Visit a museum with an impressive collection in Sofia city tour
Sofia city tour – The National Museum of Natural History (NMNHS) is the oldest museum of Bulgaria and also the oldest and the richest museum on the Balkan Peninsula of its kind. It has been settled in 1889, 12 years after the liberation from the Ottomans by the Royal Prince Ferdinand under the name Royal Prince’s Natural History Museum. Mainly the prince’s personal collections of birds, mammals and butterflies were exposed there. Its first curator was the famous ornithologist, Dr. Paul Leverkuhn. A year before the museum, the oldest and largest Zoo on the Balkan Peninsula was established by the Prince again, in Sofia.
NMNHS is the only national institution directly engaged with the preservation of scientific collections of live and non-live nature from Bulgaria and the world.
If you are interested in the nature, it would be attractive for you to spend a few quiet hours wandering among minerals, rocks, fossils and plants and animals, of course in your Sofia city tour, this is the place for you. It’s an old-fashioned museum where glass cases prevail rather than touch-screen displays, but for some this just adds to the charm.
Dr. Ivan Buresh who was the museum director between 1914-1959, organized expeditions to all Bulgarian mountains and the neighbouring Balkan countries. The collection of museum got richer and richer. It became the centre of natural history studies in Bulgaria. A new four-storey building was built and it is the only one in Sofia which was constructed for a museum. It houses collections from 1936.
During the bombing of the capital, the building was destroyed but the museum collection were moved to a safe place before bombing. After the renovation of the building, all collections have been put in for public and the visitors.

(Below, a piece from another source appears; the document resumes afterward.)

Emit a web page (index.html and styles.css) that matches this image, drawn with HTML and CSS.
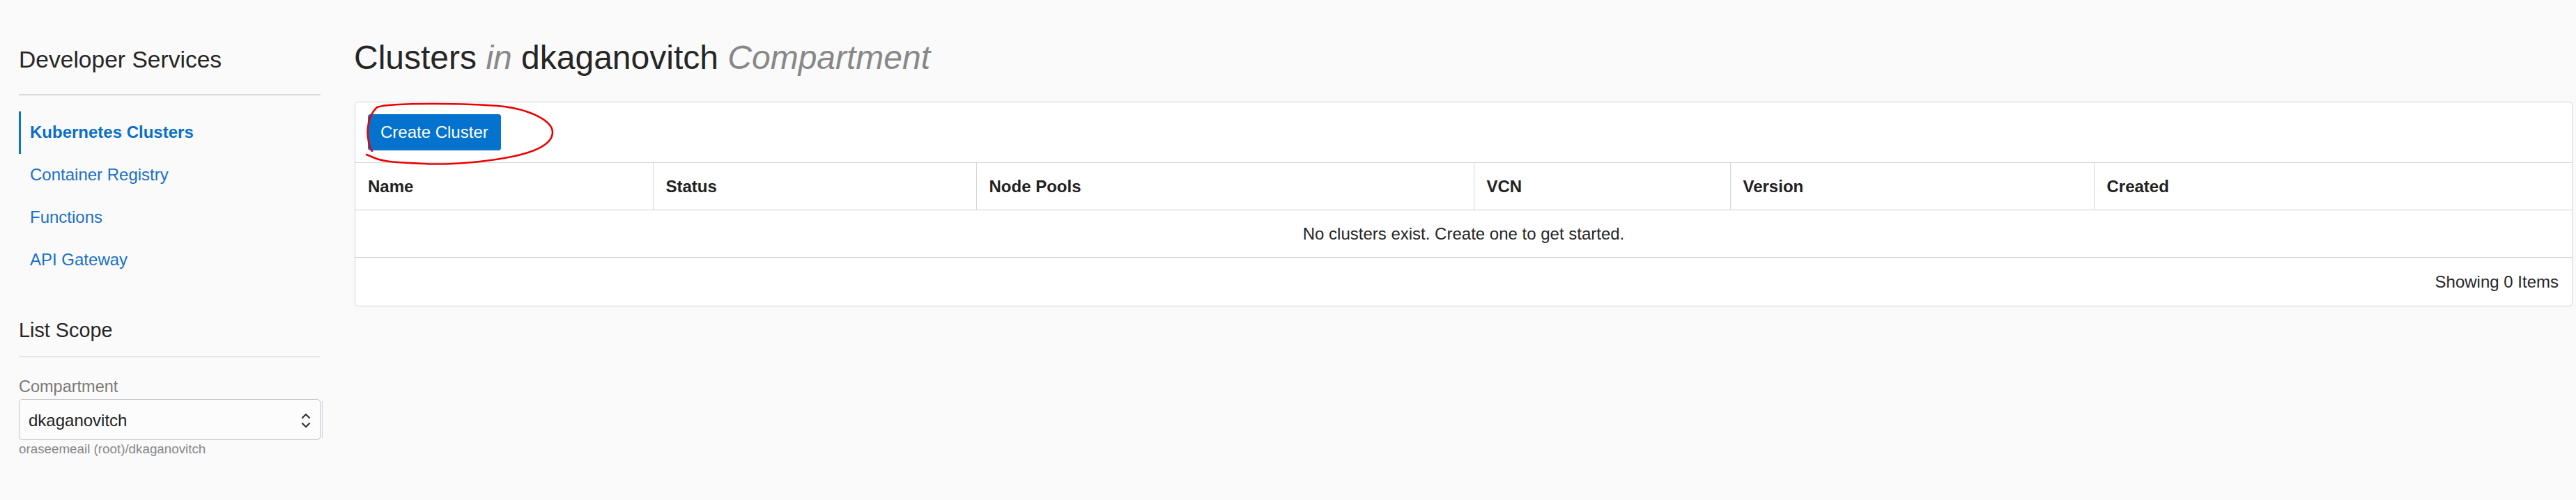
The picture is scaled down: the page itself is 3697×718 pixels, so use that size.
FILE: index.html
```html
<!DOCTYPE html>
<html lang="en">
<head>
<meta charset="utf-8">
<title>Clusters</title>
<link rel="stylesheet" href="styles.css">
</head>
<body>
<div class="page">
  <aside class="sidebar">
    <h2 class="side-title">Developer Services</h2>
    <nav class="side-nav">
      <a class="nav-item active" href="#">Kubernetes Clusters</a>
      <a class="nav-item" href="#">Container Registry</a>
      <a class="nav-item" href="#">Functions</a>
      <a class="nav-item" href="#">API Gateway</a>
    </nav>
    <h2 class="scope-title">List Scope</h2>
    <label class="field-label">Compartment</label>
    <div class="select-row">
      <div class="select">
        <span class="select-value">dkaganovitch</span>
        <svg class="chevrons" width="14" height="24" viewBox="0 0 14 24" aria-hidden="true">
          <path d="M2 8 L7 3 L12 8" fill="none" stroke="#333" stroke-width="2.2" stroke-linecap="round" stroke-linejoin="round"/>
          <path d="M2 16 L7 21 L12 16" fill="none" stroke="#333" stroke-width="2.2" stroke-linecap="round" stroke-linejoin="round"/>
        </svg>
      </div>
      <span class="select-edge"></span>
    </div>
    <div class="field-help">oraseemeail (root)/dkaganovitch</div>
  </aside>

  <main class="main">
    <h1 class="page-title">Clusters <em>in</em> dkaganovitch <em>Compartment</em></h1>
    <section class="panel">
      <div class="toolbar">
        <button class="btn-primary" type="button">Create Cluster</button>
      </div>
      <svg class="annotation" width="285" height="100" viewBox="0 0 285 100" aria-hidden="true">
        <path d="M13,72 C4,55 3,25 20,9 C40,2 150,3 203,8 C245,14 272,30 272,45 C272,64 240,76 203,82 C170,88 120,92 87,90 C60,89 30,88 17,82 L5,77" fill="none" stroke="#ee0000" stroke-width="2.6" stroke-linecap="round" stroke-linejoin="round"/>
      </svg>
      <table class="grid">
        <colgroup>
          <col class="c-name"><col class="c-status"><col class="c-pools"><col class="c-vcn"><col class="c-version"><col class="c-created">
        </colgroup>
        <thead>
          <tr>
            <th>Name</th>
            <th>Status</th>
            <th>Node Pools</th>
            <th>VCN</th>
            <th>Version</th>
            <th>Created</th>
          </tr>
        </thead>
        <tbody>
          <tr class="empty-row">
            <td colspan="6">No clusters exist. Create one to get started.</td>
          </tr>
        </tbody>
      </table>
      <div class="panel-footer">Showing 0 Items</div>
    </section>
  </main>
</div>
</body>
</html>
```

FILE: styles.css
```css
* { box-sizing: border-box; }

html, body {
  margin: 0;
  padding: 0;
  background: #fafafa;
  font-family: "Liberation Sans", Arial, sans-serif;
  color: #262626;
}

.page {
  display: flex;
  align-items: flex-start;
  min-height: 718px;
}

/* ---------- Sidebar ---------- */
.sidebar {
  width: 465px;
  flex: none;
  padding: 66px 0 0 27px;
  display: flex;
  flex-direction: column;
}

.side-title {
  width: 433px;
  margin: 0;
  font-size: 33.6px;
  font-weight: normal;
  line-height: 40px;
  color: #262626;
  padding-bottom: 29px;
  border-bottom: 2px solid #d6dade;
}

.side-nav {
  display: flex;
  flex-direction: column;
  margin-top: 23px;
}

.nav-item {
  display: block;
  height: 61px;
  line-height: 60px;
  padding-left: 13px;
  border-left: 3px solid transparent;
  font-size: 24px;
  color: #1a70c8;
  text-decoration: none;
}

.nav-item.active {
  font-weight: bold;
  color: #0a6fc9;
  border-left-color: #0a72d1;
}

.scope-title {
  width: 433px;
  margin: 53px 0 0;
  font-size: 28.8px;
  font-weight: normal;
  line-height: 34px;
  color: #262626;
  padding-bottom: 21px;
  border-bottom: 1px solid #c4c9ce;
}

.field-label {
  display: block;
  margin-top: 28px;
  font-size: 23.5px;
  line-height: 28px;
  color: #7a7a7a;
}

.select-row {
  display: flex;
  align-items: center;
  margin-top: 4px;
}

.select {
  width: 433px;
  height: 59px;
  border: 1px solid #b9c0c8;
  border-radius: 5px;
  background: #fcfcfc;
  display: flex;
  align-items: center;
  justify-content: space-between;
  padding: 0 13px 0 13px;
}

.select-value {
  font-size: 24px;
  color: #222;
  line-height: 28px;
  padding-top: 2px;
}

.chevrons { display: block; margin-top: 2px; }

.select-edge {
  width: 1px;
  height: 53px;
  margin-left: 2px;
  background: #c6d0db;
}

.field-help {
  margin-top: 2px;
  font-size: 18.8px;
  line-height: 22px;
  color: #888;
}

/* ---------- Main ---------- */
.main {
  flex: 1;
  min-width: 0;
  padding: 55px 5px 0 43px;
}

.page-title {
  margin: 0;
  font-size: 48px;
  font-weight: normal;
  line-height: 56px;
  color: #262626;
}

.page-title em {
  font-style: italic;
  color: #888;
}

.panel {
  position: relative;
  margin-top: 35px;
  margin-left: 1px;
  background: #fff;
  border: 1px solid #cfd3d8;
  border-radius: 4px;
}

.toolbar {
  padding: 17px 18px 17px;
}

.btn-primary {
  display: block;
  height: 52px;
  padding: 0 18px;
  border: 0;
  border-radius: 4px;
  background: #0572ce;
  color: #fff;
  font-family: "Liberation Sans", Arial, sans-serif;
  font-size: 24px;
  line-height: 52px;
}

.annotation {
  position: absolute;
  left: 11px;
  top: -2px;
  pointer-events: none;
}

.grid {
  width: 100%;
  border-collapse: collapse;
  table-layout: fixed;
}

.c-name { width: 427px; }
.c-status { width: 464px; }
.c-pools { width: 714px; }
.c-vcn { width: 368px; }
.c-version { width: 522px; }
.c-created { width: auto; }

.grid th {
  height: 68px;
  padding: 0 18px;
  text-align: left;
  font-size: 24px;
  font-weight: bold;
  color: #222;
  border-top: 1px solid #d3d7dc;
  border-bottom: 1px solid #c8ccd1;
  border-left: 1px solid #d3d7dc;
  vertical-align: middle;
}

.grid th:first-child { border-left: 0; padding-left: 18px; }

.empty-row td {
  height: 68px;
  text-align: center;
  font-size: 24px;
  color: #262626;
  border-bottom: 1px solid #c8ccd1;
  vertical-align: middle;
  padding: 0;
}

.panel-footer {
  height: 69px;
  line-height: 69px;
  text-align: right;
  padding-right: 19px;
  font-size: 24px;
  color: #262626;
}
```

A collection that teases your curiosity
The museum’s collection includes over 400 stuffed mammals; over 1,200 species of birds, hundreds of thousands of insects and other invertebrate; as well as samples of about one quarter of the world’s mineral species.
The museum mainly studies of the fauna, flora, fossils, minerals and rocks of Bulgaria and other countries. It develops taxonomy, faunistics, zoogeography and ecology of arachnids, myriapods, insects and all classes of vertebrates; taxonomy of fossil mammals, birds and brachiopods; floristics; mineralogy. It also has become the national centre of biospeleology, archaeozoology and palaeontology of vertebrates and of bat studies.